• Provided data
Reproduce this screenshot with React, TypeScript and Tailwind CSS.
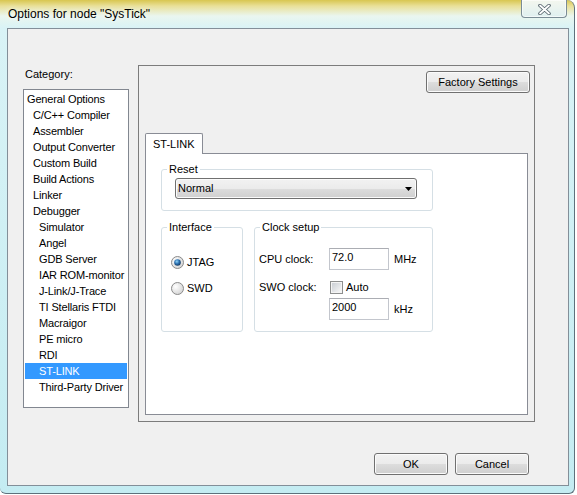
const btnFace =
  "rounded-[3px] border border-[#707070] bg-[linear-gradient(180deg,#f2f2f2_0%,#ebebeb_50%,#dddddd_50%,#cfcfcf_100%)] shadow-[inset_0_0_0_1px_#fbfbfb]";
const btn = "flex items-center justify-center " + btnFace;

const categories: { label: string; level: number; selected?: boolean }[] = [
  { label: "General Options", level: 0 },
  { label: "C/C++ Compiler", level: 1 },
  { label: "Assembler", level: 1 },
  { label: "Output Converter", level: 1 },
  { label: "Custom Build", level: 1 },
  { label: "Build Actions", level: 1 },
  { label: "Linker", level: 1 },
  { label: "Debugger", level: 1 },
  { label: "Simulator", level: 2 },
  { label: "Angel", level: 2 },
  { label: "GDB Server", level: 2 },
  { label: "IAR ROM-monitor", level: 2 },
  { label: "J-Link/J-Trace", level: 2 },
  { label: "TI Stellaris FTDI", level: 2 },
  { label: "Macraigor", level: 2 },
  { label: "PE micro", level: 2 },
  { label: "RDI", level: 2 },
  { label: "ST-LINK", level: 2, selected: true },
  { label: "Third-Party Driver", level: 2 },
];

function Radio({ id, checked }: { id: string; checked?: boolean }) {
  return (
    <svg width="13" height="13" viewBox="0 0 13 13">
      <defs>
        <radialGradient id={`bg-${id}`} cx="35%" cy="35%" r="70%">
          <stop offset="0%" stopColor="#ffffff" />
          <stop offset="100%" stopColor="#d4d4d4" />
        </radialGradient>
        <radialGradient id={`dot-${id}`} cx="40%" cy="35%" r="65%">
          <stop offset="0%" stopColor="#8fd3f7" />
          <stop offset="55%" stopColor="#2a6fb0" />
          <stop offset="100%" stopColor="#173c63" />
        </radialGradient>
      </defs>
      <circle cx="6.5" cy="6.5" r="6" fill={`url(#bg-${id})`} stroke="#8a8a8a" />
      {checked && <circle cx="6.5" cy="6.5" r="3.3" fill={`url(#dot-${id})`} />}
    </svg>
  );
}

function TextBox({ value }: { value: string }) {
  return (
    <div className="w-[60px] h-[22px] border border-[#c3c6cd] border-t-[#abadb3] bg-white pl-[2px] pt-[2px] leading-[13px]">
      {value}
    </div>
  );
}

export default function App() {
  return (
    <div className="w-[577px] h-[495px] bg-white font-['Liberation_Sans',Arial,sans-serif] text-[11px] text-black">
      <div className="w-[575px] h-[494px] flex flex-col rounded-tr-[8px] rounded-b-[6px] border-r border-b border-[#5d717c] bg-[linear-gradient(180deg,#d8c650_0px,#e9e098_6px,#eaf6ef_16px,#d9f3f6_28px,#c4ecf2_100%)]">
        {/* title bar */}
        <div className="h-[28px] flex items-start shrink-0">
          <div className="self-center pl-[8px] text-[12px] leading-[14px] [text-shadow:0_0_6px_#ffffff]">
            Options for node "SysTick"
          </div>
          <div className="ml-auto mr-[7px] w-[46px] h-[18px] flex items-center justify-center rounded-b-[4px] border border-t-0 border-[#7a8c96] bg-[linear-gradient(180deg,#f4f7ee,#dfeff0)] shadow-[inset_0_0_0_1px_rgba(255,255,255,0.6)]">
            <svg width="13" height="11" viewBox="0 0 13 11" className="mt-[2px]">
              <path d="M2 1.5 L11 9.5 M11 1.5 L2 9.5" stroke="#56636c" strokeWidth="3.6" strokeLinecap="round" />
              <path d="M2 1.5 L11 9.5 M11 1.5 L2 9.5" stroke="#ffffff" strokeWidth="1.8" strokeLinecap="round" />
            </svg>
          </div>
        </div>

        {/* client area */}
        <div className="ml-[7px] w-[562px] h-[458px] border border-[#838f99] bg-[#f0f0f0] flex flex-col">
          <div className="flex pt-[36px] pl-[15px]">
            <div className="w-[106px] flex flex-col mt-[3px]">
              <div className="h-[13px] leading-[13px] pl-[2px]">Category:</div>
              <div className="mt-[8px] h-[319px] border border-[#828790] bg-white pt-[1px] tracking-[-0.15px]">
                {categories.map((c) => (
                  <div
                    key={c.label}
                    className={
                      "mx-[1px] h-[16px] leading-[16px] whitespace-nowrap " +
                      (c.level === 0 ? "pl-[2px] " : c.level === 1 ? "pl-[8px] " : "pl-[14px] ") +
                      (c.selected ? "bg-[#3399ff] text-white" : "")
                    }
                  >
                    {c.label}
                  </div>
                ))}
              </div>
            </div>

            <div className="ml-[9px] w-[397px] h-[357px] border border-[#7c7c7c] flex flex-col">
              <div className="flex justify-end pt-[5px] pr-[4px]">
                <div className={btn + " w-[104px] h-[22px]"}>Factory Settings</div>
              </div>

              <div className="mt-[40px] pl-[6px] flex flex-col">
                <div className="relative z-10 -mb-[1px] w-[58px] h-[21px] border border-b-0 border-[#898c95] rounded-t-[2px] bg-white pl-[7px] leading-[20px]">
                  ST-LINK
                </div>
                <div className="w-[383px] h-[262px] border border-[#898c95] bg-white">
                  <fieldset className="ml-[15px] mt-[9px] w-[272px] border border-[#d5dfe5] rounded-[3px] pb-[11px]">
                    <legend className="ml-[5px] px-[2px] leading-[13px]">Reset</legend>
                    <div className={btnFace + " mt-[2px] ml-[13px] w-[242px] h-[21px] flex items-center justify-between pl-[2px] pr-[4px]"}>
                      <span>Normal</span>
                      <svg width="7" height="4" viewBox="0 0 7 4">
                        <polygon points="0,0 7,0 3.5,4" fill="#000000" />
                      </svg>
                    </div>
                  </fieldset>

                  <div className="ml-[15px] mt-[10px] flex gap-[11px]">
                    <fieldset className="w-[82px] h-[111px] border border-[#d5dfe5] rounded-[3px]">
                      <legend className="ml-[5px] px-[2px] leading-[13px]">Interface</legend>
                      <div className="mt-[20px] pl-[9px] flex flex-col gap-[10px]">
                        <div className="h-[16px] flex items-center gap-[3px]">
                          <Radio id="jtag" checked />
                          <span>JTAG</span>
                        </div>
                        <div className="h-[16px] flex items-center gap-[3px]">
                          <Radio id="swd" />
                          <span>SWD</span>
                        </div>
                      </div>
                    </fieldset>

                    <fieldset className="w-[179px] h-[111px] border border-[#d5dfe5] rounded-[3px]">
                      <legend className="ml-[5px] px-[2px] leading-[13px]">Clock setup</legend>
                      <div className="mt-[14px] pl-[4px] flex flex-col">
                        <div className="h-[22px] flex items-center">
                          <span className="w-[70px]">CPU clock:</span>
                          <TextBox value="72.0" />
                          <span className="pl-[5px]">MHz</span>
                        </div>
                        <div className="mt-[6px] h-[22px] flex items-center">
                          <span className="w-[70px]">SWO clock:</span>
                          <div className="ml-[1px] w-[13px] h-[13px] border border-[#8e8f8f] bg-[#f4f4f4] p-[1px]">
                            <div className="w-full h-full bg-[linear-gradient(135deg,#cbcfd5,#f7f7f7)]" />
                          </div>
                          <span className="ml-[3px]">Auto</span>
                        </div>
                        <div className="h-[22px] flex items-center">
                          <span className="w-[70px]" />
                          <TextBox value="2000" />
                          <span className="pl-[5px]">kHz</span>
                        </div>
                      </div>
                    </fieldset>
                  </div>
                </div>
              </div>
            </div>
          </div>

          <div className="mt-[31px] flex justify-end gap-[7px] pr-[39px]">
            <div className={btn + " w-[74px] h-[22px]"}>OK</div>
            <div className={btn + " w-[74px] h-[22px]"}>Cancel</div>
          </div>
        </div>
      </div>
    </div>
  );
}
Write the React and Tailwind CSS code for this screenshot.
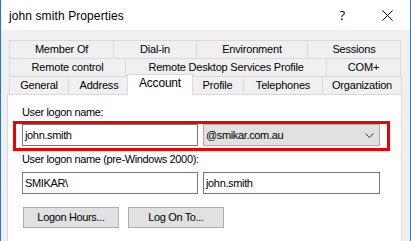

• Short exercise
Determine how many lines in the listing above hold the word "React", answering with the number only.

• Answer to the exercise
2